Two bits of good news about tidy data:

  • For both Google Analytics and Adobe Analytics, data generally comes out of the API already in a tidy format.
  • There are functions within the tidyverse (the tidyr package) specifically for converting data to/from a tidy format.

The Tidyverse

Tidyverse is the new name for the Hadleyverse, which is a collection of R packages created or supported by Hadley Wickham.

These packages aim to cover the whole spectrum of data analysis within R, each supporting the other in concepts and output. The Big Three packages within the tidyverse are:

  • dplyr - data manipulation of data frames
  • tidyr - tools to tidy (and untidy) data frames
  • ggplot2 - plotting tidy data

Tip: Note that the three packages above have pretty unique names. That makes them handy to include in Google searches when you are looking for details on how to perform a specific operation or troubleshoot a specific issue (e.g., “filter data by column name with dplyr”). Including one of these package names virtually guarantees that the search results will all be R-specific.

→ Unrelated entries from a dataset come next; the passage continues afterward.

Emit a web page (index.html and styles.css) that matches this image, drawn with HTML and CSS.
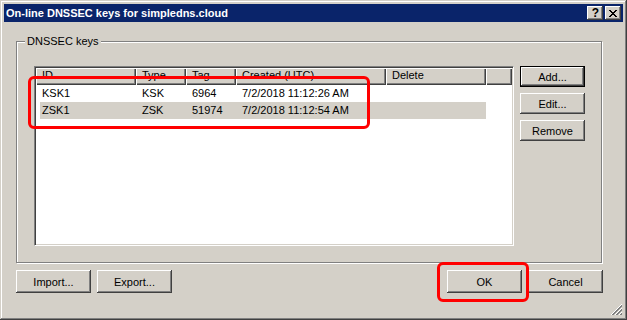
FILE: index.html
```html
<!DOCTYPE html>
<html lang="en">
<head>
    <meta charset="UTF-8">
    <title>On-line DNSSEC keys for simpledns.cloud</title>
    <link rel="stylesheet" href="styles.css">
</head>
<body>
    <div class="window">
        <div class="titlebar">
            <span class="title">On-line DNSSEC keys for simpledns.cloud</span>
            <div class="caption-buttons">
                <button class="cap-btn help">?</button>
                <button class="cap-btn close">
                    <svg width="8" height="7" viewBox="0 0 8 7" shape-rendering="crispEdges">
                        <path d="M0 0h2v1h-2z M6 0h2v1h-2z M1 1h2v1h-2z M5 1h2v1h-2z M2 2h4v1h-4z M3 3h2v1h-2z M2 4h4v1h-4z M1 5h2v1h-2z M5 5h2v1h-2z M0 6h2v1h-2z M6 6h2v1h-2z" fill="#000"/>
                    </svg>
                </button>
            </div>
        </div>

        <div class="content">
            <div class="group">
                <span class="group-label">DNSSEC keys</span>
                <div class="listview">
                    <div class="lv-header">
                        <div class="col col-id">ID</div>
                        <div class="col col-type">Type</div>
                        <div class="col col-tag">Tag</div>
                        <div class="col col-created">Created (UTC)</div>
                        <div class="col col-delete">Delete</div>
                        <div class="col col-fill"></div>
                    </div>
                    <div class="lv-row">
                        <div class="cell col-id">KSK1</div>
                        <div class="cell col-type">KSK</div>
                        <div class="cell col-tag">6964</div>
                        <div class="cell col-created">7/2/2018 11:12:26 AM</div>
                        <div class="cell col-delete"></div>
                    </div>
                    <div class="lv-row selected">
                        <div class="cell col-id">ZSK1</div>
                        <div class="cell col-type">ZSK</div>
                        <div class="cell col-tag">51974</div>
                        <div class="cell col-created">7/2/2018 11:12:54 AM</div>
                        <div class="cell col-delete"></div>
                    </div>
                </div>
                <div class="side-buttons">
                    <button class="btn small default">Add...</button>
                    <button class="btn small">Edit...</button>
                    <button class="btn small">Remove</button>
                </div>
            </div>

            <div class="bottom-bar">
                <div class="btn-pair">
                    <button class="btn">Import...</button>
                    <button class="btn">Export...</button>
                </div>
                <div class="btn-pair">
                    <button class="btn">OK</button>
                    <button class="btn">Cancel</button>
                </div>
            </div>
        </div>

        <svg class="grip" width="12" height="12" viewBox="0 0 12 12" shape-rendering="crispEdges">
            <path d="M11 0L0 11 M11 4L4 11 M11 8L8 11" stroke="#fff" stroke-width="1"/>
            <path d="M11 1L1 11 M11 2L2 11 M11 5L5 11 M11 6L6 11 M11 9L9 11 M11 10L10 11" stroke="#808080" stroke-width="1"/>
        </svg>

        <!-- red highlight marks -->
        <div class="mark mark-list"></div>
        <div class="mark mark-ok"></div>
    </div>
</body>
</html>
```

FILE: styles.css
```css
body {
    margin: 0;
    font-family: "Liberation Sans", Arial, sans-serif;
    font-size: 11px;
    color: #000;
}
.window {
    position: relative;
    box-sizing: border-box;
    width: 627px;
    height: 320px;
    padding: 4px;
    background: #d4d0c8;
    box-shadow: inset -1px -1px #404040, inset 1px 1px #d4d0c8,
                inset -2px -2px #808080, inset 2px 2px #fff;
}
.titlebar {
    display: flex;
    align-items: center;
    justify-content: space-between;
    height: 18px;
    padding: 0 2px 0 2px;
    background: #0a246a;
}
.title {
    color: #fff;
    font-weight: bold;
    font-size: 11px;
}
.caption-buttons {
    display: flex;
    gap: 2px;
}
.cap-btn {
    display: flex;
    align-items: center;
    justify-content: center;
    box-sizing: border-box;
    width: 16px;
    height: 14px;
    padding: 0;
    border: none;
    background: #d4d0c8;
    box-shadow: inset -1px -1px #404040, inset 1px 1px #fff,
                inset -2px -2px #808080;
}
.cap-btn.help {
    font-family: "Liberation Sans", Arial, sans-serif;
    font-weight: bold;
    font-size: 12px;
    line-height: 14px;
    padding-left: 1px;
}
.content {
    padding: 19px 20px 0 12px;
}
.group {
    position: relative;
    display: flex;
    gap: 6px;
    box-sizing: border-box;
    height: 222px;
    margin-right: 1px;
    padding: 24px 16px 16px 17px;
    border: 1px solid #808080;
    box-shadow: inset 1px 1px #fff, 1px 1px #fff;
}
.group-label {
    position: absolute;
    left: 8px;
    top: -7px;
    padding: 0 2px;
    line-height: 13px;
    background: #d4d0c8;
}
.listview {
    box-sizing: border-box;
    width: 480px;
    height: 180px;
    padding: 1px;
    background: #fff;
    border-style: solid;
    border-width: 1px;
    border-color: #808080 #fff #fff #808080;
    box-shadow: inset 1px 1px #404040, inset -1px -1px #d4d0c8;
}
.lv-header {
    display: flex;
    height: 17px;
}
.col {
    box-sizing: border-box;
    height: 17px;
    padding-left: 6px;
    line-height: 15px;
    white-space: nowrap;
    background: #d4d0c8;
    box-shadow: inset 1px 1px #fff, inset -1px -1px #404040,
                inset -2px -2px #808080;
}
.col-id { width: 100px; }
.col-type { width: 50px; }
.col-tag { width: 50px; }
.col-created { width: 150px; }
.col-delete { width: 100px; }
.col-fill { flex: 1; }
.lv-row {
    display: flex;
    height: 17px;
}
.cell {
    box-sizing: border-box;
    height: 17px;
    padding-left: 6px;
    line-height: 17px;
    white-space: nowrap;
}
.cell.col-id {
    width: 96px;
    margin-left: 4px;
    padding-left: 2px;
}
.lv-row.selected .cell { background: #d4d0c8; }
.side-buttons {
    display: flex;
    flex-direction: column;
    gap: 6px;
}
.btn {
    box-sizing: border-box;
    width: 75px;
    height: 23px;
    padding: 0;
    border: none;
    background: #d4d0c8;
    font-family: "Liberation Sans", Arial, sans-serif;
    font-size: 11px;
    color: #000;
    box-shadow: inset -1px -1px #404040, inset 1px 1px #fff,
                inset -2px -2px #808080;
}
.btn.small {
    width: 65px;
    height: 21px;
}
.btn.default {
    box-shadow: inset 0 0 0 1px #000, inset -2px -2px #404040,
                inset 2px 2px #fff, inset -3px -3px #808080;
}
.bottom-bar {
    display: flex;
    justify-content: space-between;
    margin-top: 7px;
}
.btn-pair {
    display: flex;
    gap: 6px;
}
.grip {
    position: absolute;
    right: 4px;
    bottom: 4px;
}
.mark {
    position: absolute;
    box-sizing: border-box;
    border: 3px solid #f00;
    border-radius: 6px;
}
.mark-list {
    left: 28px;
    top: 76px;
    width: 342px;
    height: 53px;
}
.mark-ok {
    left: 437px;
    top: 262px;
    width: 92px;
    height: 40px;
}
```
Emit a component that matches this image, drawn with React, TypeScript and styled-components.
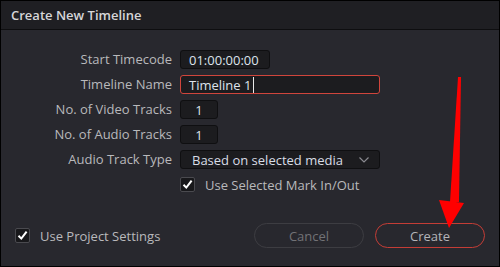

In addition, some other packages in the tidyverse that you may come across are:

  • tibble - creating more user-friendly data.frames
  • purrr - more general data manipulation tools
  • magrittr - the origin of %>%, extensivly used in the tidyverse (This isn’t actually a package developed by Wickham, but his packages have a dependency on this one; dropping, “Oh, yeah. The pipe in dplyr actually comes from the magrittr package” in casual conversation with R folk will provide a nominal degree of street cred.)
  • broom - turn statistical models into tidy data frames/tiddles

This list is just a subset of the tidyverse packages, but, the tidyverse has grown so much in popularity that you can now simply install/load the ‘tidyverse’ package, which will install all of these packages (and a few more) all at once.

Whilst you can achieve what the above packages do in base R or with other packages (data.table() is a noteable alternative to dplyr()), if you embrace the tidyverse, then you will need to become familiar with some, if not all, of the packages above.